* _Directive_: Filter this material down to the lines that hold "styles", copying each one.

* _Given information_:
[start]

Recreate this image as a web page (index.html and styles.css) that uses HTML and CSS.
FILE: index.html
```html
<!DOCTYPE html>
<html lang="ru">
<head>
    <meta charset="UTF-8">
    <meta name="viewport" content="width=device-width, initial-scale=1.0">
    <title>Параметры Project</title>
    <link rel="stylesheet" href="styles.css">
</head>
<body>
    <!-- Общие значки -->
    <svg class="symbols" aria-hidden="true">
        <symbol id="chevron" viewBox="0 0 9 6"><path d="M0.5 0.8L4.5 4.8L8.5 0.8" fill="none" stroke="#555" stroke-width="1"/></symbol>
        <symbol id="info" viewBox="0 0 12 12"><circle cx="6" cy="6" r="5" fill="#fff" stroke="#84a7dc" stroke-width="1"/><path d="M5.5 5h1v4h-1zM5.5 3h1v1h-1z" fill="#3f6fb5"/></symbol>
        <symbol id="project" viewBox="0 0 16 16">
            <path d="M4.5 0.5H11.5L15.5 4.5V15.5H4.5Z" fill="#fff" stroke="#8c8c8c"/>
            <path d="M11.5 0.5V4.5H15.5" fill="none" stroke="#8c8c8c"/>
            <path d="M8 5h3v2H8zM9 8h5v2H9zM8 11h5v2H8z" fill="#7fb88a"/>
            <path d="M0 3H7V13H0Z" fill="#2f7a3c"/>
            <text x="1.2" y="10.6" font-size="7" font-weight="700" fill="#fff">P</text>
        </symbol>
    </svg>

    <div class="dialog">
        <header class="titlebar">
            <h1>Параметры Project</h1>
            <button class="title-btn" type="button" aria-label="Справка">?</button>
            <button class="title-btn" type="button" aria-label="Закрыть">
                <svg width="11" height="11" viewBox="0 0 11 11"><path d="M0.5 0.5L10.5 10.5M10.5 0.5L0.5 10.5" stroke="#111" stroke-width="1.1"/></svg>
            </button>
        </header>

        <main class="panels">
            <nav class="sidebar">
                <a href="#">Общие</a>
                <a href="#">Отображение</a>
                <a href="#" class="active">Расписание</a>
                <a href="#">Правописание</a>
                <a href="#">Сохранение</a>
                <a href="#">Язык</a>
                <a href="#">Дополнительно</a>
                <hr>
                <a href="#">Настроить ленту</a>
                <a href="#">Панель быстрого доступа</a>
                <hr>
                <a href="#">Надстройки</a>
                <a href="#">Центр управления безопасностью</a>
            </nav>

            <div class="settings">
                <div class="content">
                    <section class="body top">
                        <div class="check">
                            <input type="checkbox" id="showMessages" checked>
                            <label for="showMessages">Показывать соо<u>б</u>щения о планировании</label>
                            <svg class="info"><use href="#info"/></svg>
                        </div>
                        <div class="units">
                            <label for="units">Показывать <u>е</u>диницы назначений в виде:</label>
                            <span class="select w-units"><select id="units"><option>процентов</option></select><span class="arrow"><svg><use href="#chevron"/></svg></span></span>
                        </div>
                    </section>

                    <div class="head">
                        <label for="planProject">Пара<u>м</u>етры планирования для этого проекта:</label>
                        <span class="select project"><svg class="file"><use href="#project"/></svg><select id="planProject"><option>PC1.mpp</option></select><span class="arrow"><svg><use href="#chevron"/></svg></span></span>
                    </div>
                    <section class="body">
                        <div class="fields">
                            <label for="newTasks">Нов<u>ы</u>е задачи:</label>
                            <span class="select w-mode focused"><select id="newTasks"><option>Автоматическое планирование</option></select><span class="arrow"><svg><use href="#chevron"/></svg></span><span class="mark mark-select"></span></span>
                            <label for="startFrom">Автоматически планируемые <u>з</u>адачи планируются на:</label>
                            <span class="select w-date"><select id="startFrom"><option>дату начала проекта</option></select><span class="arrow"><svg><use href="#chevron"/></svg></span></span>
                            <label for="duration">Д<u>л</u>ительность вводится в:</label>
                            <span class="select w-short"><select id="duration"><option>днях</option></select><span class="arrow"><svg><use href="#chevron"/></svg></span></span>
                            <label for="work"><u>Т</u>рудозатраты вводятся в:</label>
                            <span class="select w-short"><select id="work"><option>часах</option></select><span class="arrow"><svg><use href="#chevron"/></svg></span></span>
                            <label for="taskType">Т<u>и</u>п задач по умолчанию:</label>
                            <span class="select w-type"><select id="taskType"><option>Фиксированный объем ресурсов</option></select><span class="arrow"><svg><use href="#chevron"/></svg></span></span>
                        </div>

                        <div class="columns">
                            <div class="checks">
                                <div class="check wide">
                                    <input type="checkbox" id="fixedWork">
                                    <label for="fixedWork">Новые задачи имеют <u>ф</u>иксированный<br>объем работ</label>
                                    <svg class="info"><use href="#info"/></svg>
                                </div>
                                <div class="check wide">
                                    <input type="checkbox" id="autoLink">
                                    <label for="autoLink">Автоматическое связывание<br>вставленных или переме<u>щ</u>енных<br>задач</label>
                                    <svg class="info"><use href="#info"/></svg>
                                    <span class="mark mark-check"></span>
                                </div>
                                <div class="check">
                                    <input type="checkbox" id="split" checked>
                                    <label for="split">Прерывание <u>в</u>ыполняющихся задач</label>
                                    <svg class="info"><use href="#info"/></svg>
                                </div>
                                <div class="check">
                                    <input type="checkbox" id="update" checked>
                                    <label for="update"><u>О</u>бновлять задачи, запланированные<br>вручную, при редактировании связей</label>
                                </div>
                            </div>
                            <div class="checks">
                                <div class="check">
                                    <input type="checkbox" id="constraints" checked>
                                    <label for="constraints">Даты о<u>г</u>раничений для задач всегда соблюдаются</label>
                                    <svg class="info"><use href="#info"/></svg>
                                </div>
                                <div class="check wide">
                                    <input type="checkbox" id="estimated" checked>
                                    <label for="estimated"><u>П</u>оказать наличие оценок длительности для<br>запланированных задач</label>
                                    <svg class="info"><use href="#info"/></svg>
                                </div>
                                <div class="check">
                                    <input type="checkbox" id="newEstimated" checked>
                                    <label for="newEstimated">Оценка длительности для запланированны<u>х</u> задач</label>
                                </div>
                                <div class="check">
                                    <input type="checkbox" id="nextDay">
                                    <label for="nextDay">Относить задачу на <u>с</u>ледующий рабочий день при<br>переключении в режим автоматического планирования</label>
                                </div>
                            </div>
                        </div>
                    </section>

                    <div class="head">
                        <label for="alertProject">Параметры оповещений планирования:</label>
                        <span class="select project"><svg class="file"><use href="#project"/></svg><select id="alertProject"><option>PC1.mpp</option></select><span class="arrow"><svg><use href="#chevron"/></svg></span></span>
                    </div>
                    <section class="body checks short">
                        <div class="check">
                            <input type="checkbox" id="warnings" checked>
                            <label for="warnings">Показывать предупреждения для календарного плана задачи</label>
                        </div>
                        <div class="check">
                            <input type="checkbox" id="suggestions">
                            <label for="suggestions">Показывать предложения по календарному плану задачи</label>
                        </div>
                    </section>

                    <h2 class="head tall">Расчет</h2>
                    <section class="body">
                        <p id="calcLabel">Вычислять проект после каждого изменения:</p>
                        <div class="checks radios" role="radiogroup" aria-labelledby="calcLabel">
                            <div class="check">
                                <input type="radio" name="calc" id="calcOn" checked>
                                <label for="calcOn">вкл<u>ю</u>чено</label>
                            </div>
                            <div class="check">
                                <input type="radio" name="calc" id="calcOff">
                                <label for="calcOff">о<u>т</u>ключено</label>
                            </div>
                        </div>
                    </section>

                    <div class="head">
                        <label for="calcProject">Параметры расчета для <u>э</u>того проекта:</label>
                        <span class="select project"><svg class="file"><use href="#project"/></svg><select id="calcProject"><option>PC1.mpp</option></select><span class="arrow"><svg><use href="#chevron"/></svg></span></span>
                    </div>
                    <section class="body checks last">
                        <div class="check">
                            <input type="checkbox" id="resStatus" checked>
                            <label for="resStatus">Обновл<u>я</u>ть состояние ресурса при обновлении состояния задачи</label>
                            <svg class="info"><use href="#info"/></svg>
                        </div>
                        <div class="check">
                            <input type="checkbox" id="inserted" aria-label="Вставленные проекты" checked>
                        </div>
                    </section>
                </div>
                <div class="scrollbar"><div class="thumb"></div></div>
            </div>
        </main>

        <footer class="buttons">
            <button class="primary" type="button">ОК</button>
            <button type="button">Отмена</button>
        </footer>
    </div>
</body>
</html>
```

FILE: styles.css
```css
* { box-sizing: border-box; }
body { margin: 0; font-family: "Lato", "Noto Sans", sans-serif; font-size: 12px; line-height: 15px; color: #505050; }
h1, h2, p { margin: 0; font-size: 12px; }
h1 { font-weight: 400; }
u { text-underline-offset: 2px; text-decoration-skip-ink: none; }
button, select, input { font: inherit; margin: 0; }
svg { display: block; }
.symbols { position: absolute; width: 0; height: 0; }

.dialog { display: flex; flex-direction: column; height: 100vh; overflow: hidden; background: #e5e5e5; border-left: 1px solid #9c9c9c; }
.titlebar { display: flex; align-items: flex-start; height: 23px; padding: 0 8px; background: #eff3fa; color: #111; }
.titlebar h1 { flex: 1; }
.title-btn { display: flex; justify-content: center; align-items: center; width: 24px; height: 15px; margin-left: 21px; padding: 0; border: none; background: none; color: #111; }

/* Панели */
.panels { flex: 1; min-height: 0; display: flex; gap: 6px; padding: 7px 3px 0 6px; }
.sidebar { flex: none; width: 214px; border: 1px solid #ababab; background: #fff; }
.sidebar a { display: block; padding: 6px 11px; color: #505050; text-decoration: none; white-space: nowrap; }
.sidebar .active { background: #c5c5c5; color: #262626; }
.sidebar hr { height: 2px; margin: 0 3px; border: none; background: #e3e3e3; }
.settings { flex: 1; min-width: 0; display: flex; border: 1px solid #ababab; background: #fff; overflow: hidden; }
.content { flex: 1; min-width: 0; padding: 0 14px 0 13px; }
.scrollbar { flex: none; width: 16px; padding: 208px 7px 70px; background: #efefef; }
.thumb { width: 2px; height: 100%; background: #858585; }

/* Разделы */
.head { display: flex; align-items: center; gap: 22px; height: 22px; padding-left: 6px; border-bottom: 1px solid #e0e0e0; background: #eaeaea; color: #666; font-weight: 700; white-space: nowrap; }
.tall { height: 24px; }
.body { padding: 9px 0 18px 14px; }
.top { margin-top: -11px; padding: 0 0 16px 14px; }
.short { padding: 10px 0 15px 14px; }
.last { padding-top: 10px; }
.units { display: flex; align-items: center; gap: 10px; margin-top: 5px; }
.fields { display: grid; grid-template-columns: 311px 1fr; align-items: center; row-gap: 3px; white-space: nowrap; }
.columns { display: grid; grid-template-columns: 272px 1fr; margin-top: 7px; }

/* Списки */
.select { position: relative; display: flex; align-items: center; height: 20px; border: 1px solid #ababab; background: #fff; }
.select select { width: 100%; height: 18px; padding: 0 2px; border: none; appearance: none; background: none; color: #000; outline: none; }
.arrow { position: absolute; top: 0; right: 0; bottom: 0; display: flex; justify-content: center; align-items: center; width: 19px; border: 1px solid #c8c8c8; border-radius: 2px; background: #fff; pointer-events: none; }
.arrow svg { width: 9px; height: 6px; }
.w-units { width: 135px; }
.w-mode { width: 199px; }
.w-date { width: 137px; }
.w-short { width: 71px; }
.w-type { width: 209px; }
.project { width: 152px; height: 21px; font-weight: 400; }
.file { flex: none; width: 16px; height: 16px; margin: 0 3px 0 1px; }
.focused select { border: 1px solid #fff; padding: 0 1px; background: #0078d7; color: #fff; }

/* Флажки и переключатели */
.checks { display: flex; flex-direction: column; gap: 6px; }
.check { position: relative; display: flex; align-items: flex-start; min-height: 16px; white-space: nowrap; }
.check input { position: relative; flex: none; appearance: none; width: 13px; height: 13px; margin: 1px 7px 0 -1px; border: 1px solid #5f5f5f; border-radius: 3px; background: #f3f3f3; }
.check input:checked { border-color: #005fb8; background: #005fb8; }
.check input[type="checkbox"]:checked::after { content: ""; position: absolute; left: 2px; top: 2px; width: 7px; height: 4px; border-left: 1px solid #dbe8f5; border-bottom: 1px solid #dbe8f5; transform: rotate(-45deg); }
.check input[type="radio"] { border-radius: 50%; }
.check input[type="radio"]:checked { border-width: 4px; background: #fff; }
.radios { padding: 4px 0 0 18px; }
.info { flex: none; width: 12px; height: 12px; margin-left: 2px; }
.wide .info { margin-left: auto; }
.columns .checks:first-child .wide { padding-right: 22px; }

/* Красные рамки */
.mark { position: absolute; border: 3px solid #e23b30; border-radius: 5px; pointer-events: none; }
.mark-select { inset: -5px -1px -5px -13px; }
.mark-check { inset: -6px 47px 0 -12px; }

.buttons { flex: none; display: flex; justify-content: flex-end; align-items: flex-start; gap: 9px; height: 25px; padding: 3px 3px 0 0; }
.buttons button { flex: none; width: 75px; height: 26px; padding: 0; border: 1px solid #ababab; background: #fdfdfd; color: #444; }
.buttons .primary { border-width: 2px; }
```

[end]

* _Output of the exercise_:
Recreate this image as a web page (index.html and styles.css) that uses HTML and CSS.
    <link rel="stylesheet" href="styles.css">
FILE: styles.css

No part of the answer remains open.